Nancy Steinson’s sculptures appear lyrical, sensuous, and refined; however, these words minimize her intention. Made of steel yet exceeding industrial terms, Steinson’s works stay true to the clarity of form, merging curvilinear and planar forms, resulting in objects appearing hard yet soft, enticing viewers.

Yvonne Thomas, was a follower of Automatism, the idea that an artist can express their innermost thoughts and feelings through free, uninhibited, action-painting. Thomas studied with Hans Hofmann, whom she credits for giving her the “courage of color.” In 1951, she participated in the first series of annual exhibitions of abstract art, the Ninth Street Exhibition of Paintings and Sculpture, held in Greenwich Village in May and June of 1951. The subsequent shows between 1953 and 1957 were held at the Stable Gallery in uptown New York. These venues offered a vital exhibition space for women artists at a time of greater recognition for their male peers. Thomas's commitment to abstract expressionism secured her presence in all five Ninth Street shows and membership in the exclusive Artist's Club (“the Club”). Her works are showcased in esteemed institutions such as the Corcoran Gallery of Art, Fonds National d’Art Contemporain, Solomon R. Guggenheim Museum, the National Gallery of Art in Washington, D.C., and the Riverside Museum in NYC.
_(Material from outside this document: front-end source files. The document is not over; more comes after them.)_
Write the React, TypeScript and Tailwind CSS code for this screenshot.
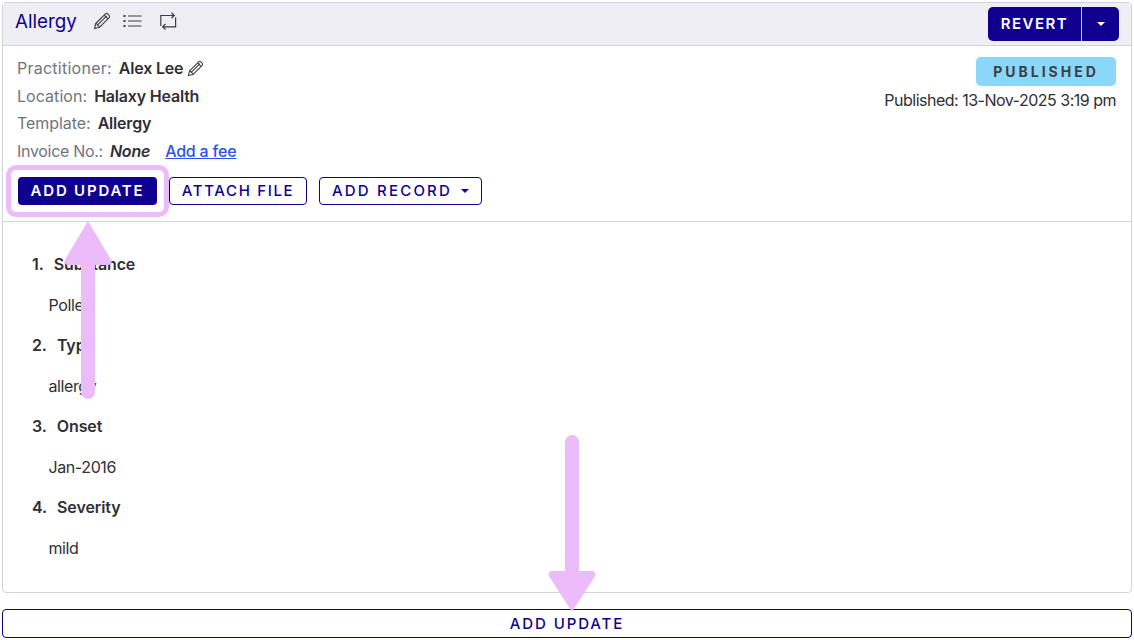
import React from 'react';

const font = { fontFamily: 'Inter, "Liberation Sans", sans-serif' };

function Pencil({ className }: { className?: string }) {
  return (
    <svg viewBox="0 0 18 18" fill="none" stroke="currentColor" strokeWidth="1.1" strokeLinejoin="round" className={className}>
      <path d="M1.5 16.5l1.2-5L12.4 1.900a1.600 1.600 0 0 1 2.200 0l1.500 1.500a1.600 1.600 0 0 1 0 2.200L6.500 15.300z" />
      <path d="M2.700 11.500c1 0 1.600.5 1.700 1.700 1.200.1 2 .8 2.100 2.100M4.400 13.200L13.800 3.800M11.200 3.100l3.700 3.700" />
    </svg>
  );
}

function ListIcon() {
  return (
    <svg viewBox="0 0 19 14" className="w-[19px] h-[14px] text-[#3c3c48]" fill="none" stroke="currentColor">
      <path d="M5 2h13.500M5 7h13.500M5 12h13.500" strokeWidth="1.100" />
      <path d="M0.500 2h2M0.500 7h2M0.500 12h2" strokeWidth="1.800" />
    </svg>
  );
}

function RepeatIcon() {
  return (
    <svg viewBox="0 0 17 18" className="w-[17px] h-[18px] text-[#3c3c48]" fill="none" stroke="currentColor" strokeWidth="1.200">
      <path d="M0.800 14V3.500H14M11.500 0.800l2.800 2.700-2.800 2.700" />
      <path d="M15.600 5.500v9.300H3M5.500 12l-2.800 2.800 2.800 2.700" />
    </svg>
  );
}

function Caret({ color }: { color: string }) {
  return <span className={`inline-block w-0 h-0 border-x-[4px] border-x-transparent border-t-[4px] ${color}`} />;
}

function Row({ label, labelClass, children }: { label: string; labelClass?: string; children: React.ReactNode }) {
  return (
    <div className="h-[27.500px] flex items-center text-[16px] tracking-[-0.2px]">
      <span className={`text-[#71747d] mr-[7px] ${labelClass ?? ''}`}>{label}</span>
      {children}
    </div>
  );
}

const outlineBtn = 'h-[28px] rounded-[4px] border border-[#100090] bg-white text-[#100090] text-[15px] font-medium flex items-center justify-center';

const fields = [
  { n: '1.', label: 'Substance', value: 'Pollen' },
  { n: '2.', label: 'Type', value: 'allergy' },
  { n: '3.', label: 'Onset', value: 'Jan-2016' },
  { n: '4.', label: 'Severity', value: 'mild' },
];

export default function App() {
  return (
    <div style={font} className="relative w-[1134px] h-[640px] overflow-hidden bg-white text-[#2f2f35] px-[2px] pt-[2px]">
      <div className="h-[591px] rounded-[4px] border border-[#d0d4dc] flex flex-col">
        {/* Header */}
        <div className="h-[43px] shrink-0 bg-[#eeeef4] border-b border-[#d0d4dc] flex items-center justify-between pl-[12px] pr-[12px]">
          <div className="flex items-center -mt-[4px]">
            <h1 className="text-[18.800px] text-[#100090] mr-[16px]">Allergy</h1>
            <div className="flex items-center -mt-[3px]">
              <Pencil className="w-[18px] h-[18px] text-[#3c3c48] mr-[12px]" />
              <ListIcon />
              <span className="w-[18px]" />
              <RepeatIcon />
            </div>
          </div>
          <div className="h-[34px] w-[131px] rounded-[5px] bg-[#100090] text-white flex items-center">
            <span className="w-[93px] text-center text-[15px] font-semibold tracking-[1.500px]">REVERT</span>
            <span className="w-px h-full bg-[#c9c9e6]" />
            <span className="flex-1 flex justify-center"><Caret color="border-t-white" /></span>
          </div>
        </div>

        {/* Meta */}
        <div className="h-[176px] shrink-0 border-b border-[#d0d4dc] pl-[14px] pr-[15px] pt-[8.500px]">
          <div className="flex justify-between">
            <div>
              <Row label="Practitioner:" labelClass="tracking-[0.25px]">
                <b className="font-semibold">Alex Lee</b>
                <Pencil className="w-[17px] h-[17px] ml-[4px] text-[#3c3c48]" />
              </Row>
              <Row label="Location:" labelClass="tracking-[0.05px]"><b className="font-semibold">Halaxy Health</b></Row>
              <Row label="Template:" labelClass="tracking-[-0.05px]"><b className="font-semibold">Allergy</b></Row>
              <Row label="Invoice No.:" labelClass="tracking-[-0.3px]">
                <b className="font-semibold italic mr-[15px]">None</b>
                <a className="text-[#2f50f0] underline font-medium">Add a fee</a>
              </Row>
            </div>
            <div className="flex flex-col items-end">
              <div className="h-[29px] w-[140px] rounded-[5px] bg-[#8bd7fa] flex items-center justify-center text-[14px] font-bold tracking-[3px] text-[#3a3f46] mt-[2.500px]">
                PUBLISHED
              </div>
              <div className="text-[16px] tracking-[-0.5px] mt-[2px]">Published: 13-Nov-2025 3:19 pm</div>
            </div>
          </div>
          <div className="flex gap-[12px] mt-[12.500px]">
            <div className="h-[28px] w-[139px] ml-[1px] rounded-[4px] bg-[#100090] text-white text-[15px] font-semibold tracking-[1.800px] flex items-center justify-center">ADD UPDATE</div>
            <div className={`${outlineBtn} w-[138px] tracking-[1.650px]`}>ATTACH FILE</div>
            <div className={`${outlineBtn} w-[163px] gap-[9px] tracking-[2.200px]`}>ADD RECORD <Caret color="border-t-[#100090]" /></div>
          </div>
        </div>

        {/* Body */}
        <div className="flex-1 pl-[29px] pt-[22px]">
          {fields.map((f) => (
            <div key={f.n}>
              <div className="h-[40.500px] flex items-center text-[16px] font-semibold tracking-[-0.1px]">
                <span className="mr-[10px]">{f.n}</span>{f.label}
              </div>
              <div className="h-[40.500px] flex items-center pl-[16.500px] text-[16px] tracking-[-0.4px]">{f.value}</div>
            </div>
          ))}
        </div>
      </div>

      <div className={`${outlineBtn} mt-[16px] w-full h-[29px] pt-[1px] tracking-[1.900px]`}>ADD UPDATE</div>

      {/* Annotation overlay */}
      <div className="absolute left-[6px] top-[165px] w-[163px] h-[52px] rounded-[10px] border-[5px] border-[#ebbcf9]" />
      <svg className="absolute left-[60px] top-[218px] w-[56px] h-[184px]" viewBox="0 0 56 184" fill="#ebbcf9">
        <path d="M21 40h14v134a7 7 0 0 1-14 0z" />
        <path d="M28 5L50 42a2.500 2.500 0 0 1-2 4H8a2.500 2.500 0 0 1-2-4z" stroke="#ebbcf9" strokeWidth="2" strokeLinejoin="round" />
      </svg>
      <svg className="absolute left-[544px] top-[432px] w-[56px] h-[184px]" viewBox="0 0 56 184" fill="#ebbcf9">
        <path d="M21 10a7 7 0 0 1 14 0v135H21z" />
        <path d="M28 178L50 144a2.500 2.500 0 0 0-2-4H8a2.500 2.500 0 0 0-2 4z" stroke="#ebbcf9" strokeWidth="2" strokeLinejoin="round" />
      </svg>
    </div>
  );
}
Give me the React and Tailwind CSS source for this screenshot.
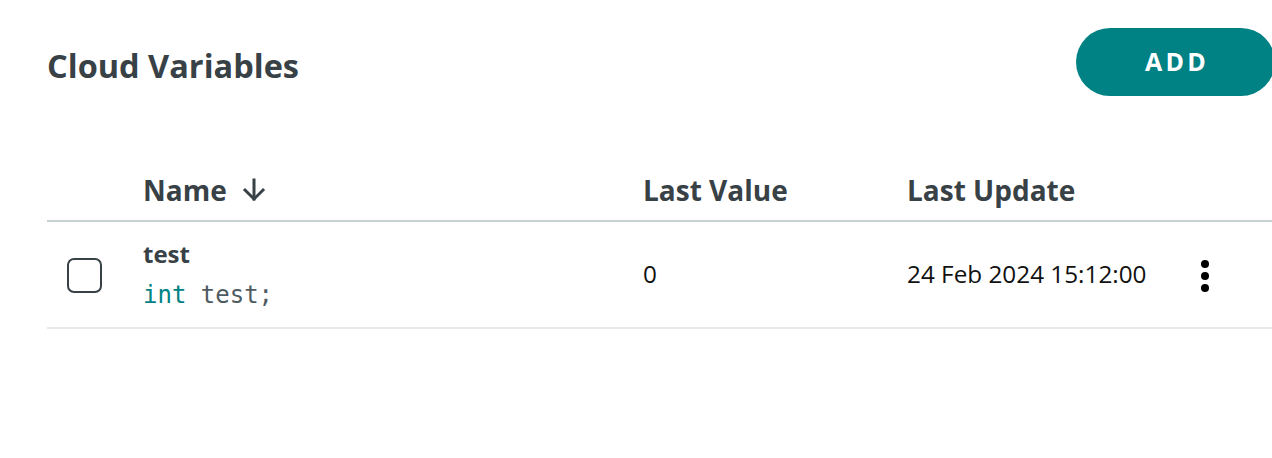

Charmion Von Wiegand, an American journalist turned abstract painter, writer, and art critic, transitioned from her initial interest in Chinese culture to become a significant figure in the cultural avant-garde of New York. She developed close relationships with artists like Mondrian and Richter, who influenced her shift to abstract and Neo-Plastic art. Her later work would embrace Eastern religious and cultural themes. Von Wiegand exhibited widely, with over 21 solo shows and numerous group exhibitions, earning prestigious accolades including election to the American Academy of Arts and Letters. Her work is held in collections such as the Guggenheim and MOMA.